According to a study, the decline of the Arkavati’s flow into T.G. Halli reservoir is directly caused by the expansion of eucalyptus cultivation and increased groundwater pumping in the catchment area.
| Photo Credit:
K. MURALI KUMAR

She adds that the instruments used are not sensitive enough to pick up dangerous chemicals in lower concentrations, which means harmful contamination can go completely unnoticed and unreported, while the same water continues to irrigate the food we eat.

First things first

Lele says it is unlikely that the river will ever flow again “as it did in the past”, and that this “past flowing river” itself is a myth. “We must remember that even 200 years ago, there were probably 400 irrigation tanks blocking streams in the T.G. Halli catchment and that water was used to cultivate sugarcane/paddy.

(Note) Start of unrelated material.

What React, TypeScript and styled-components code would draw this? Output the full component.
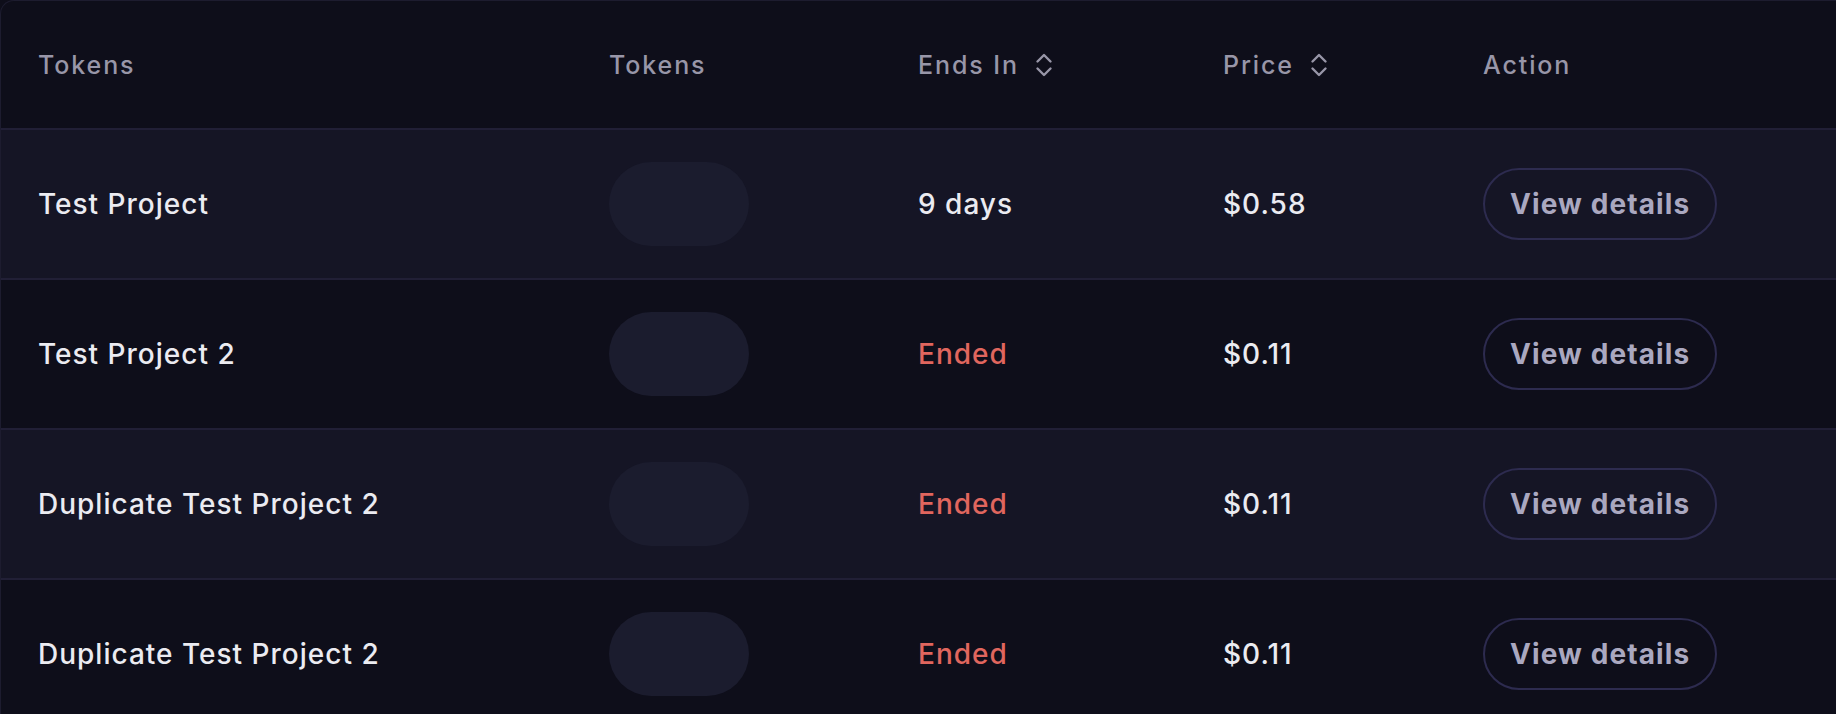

It is best to aim for sustainable and equitable water use in the T.G. Halli catchment and avert water pollution in the reservoir, because the Kumudavati is still contributing inflow. Bengalureans really do not stand to benefit from its rejuvenation, unless the idea is for T.G. Halli dam to start supplying water again, which seems very unlikely,” he says.

Birawat is more optimistic. “The first step to healing our rivers is to see what is really hurting them and identify the sources. The Central Pollution Control Board’s 2017 guidelines for water quality monitoring laid out a robust framework to help understand pollution sources, trends, and the effectiveness of control measures. But on the ground, implementation by the Karnataka State Pollution Control Board falls short of this intent. Monitoring has been reduced to a simplistic grading exercise, with little evidence of meaningful classification of stations or comprehensive testing. As a result, the programme fails to guide corrective action or improve water quality, and risks, leaving the most critical pollution sources unaddressed,” she says.

She also says no matter how much we clean the Arkavati, it will not make a real difference if the Vrishabhavati keeps pouring pollution into it.

A river, she points out, is just not water; it is a living ecosystem. “A river is so much more than just a line of water between two banks. It reflects everything around it — the forests, the lakes, the built-up areas, the storm-water drains, the floodplains, the fields, the hills, and the aquifers underground. It does feel too little and too late, when you see the pathetic state of the river, but better late than never. If we truly wish to rejuvenate the Arkavati, we must also protect its catchment. It feels deeply counterintuitive when, on one hand, committees are set up to revive the river, yet on the other, the government proposes to dilute its buffer zones and weaken the T.G. Halli preservation notification,” she adds.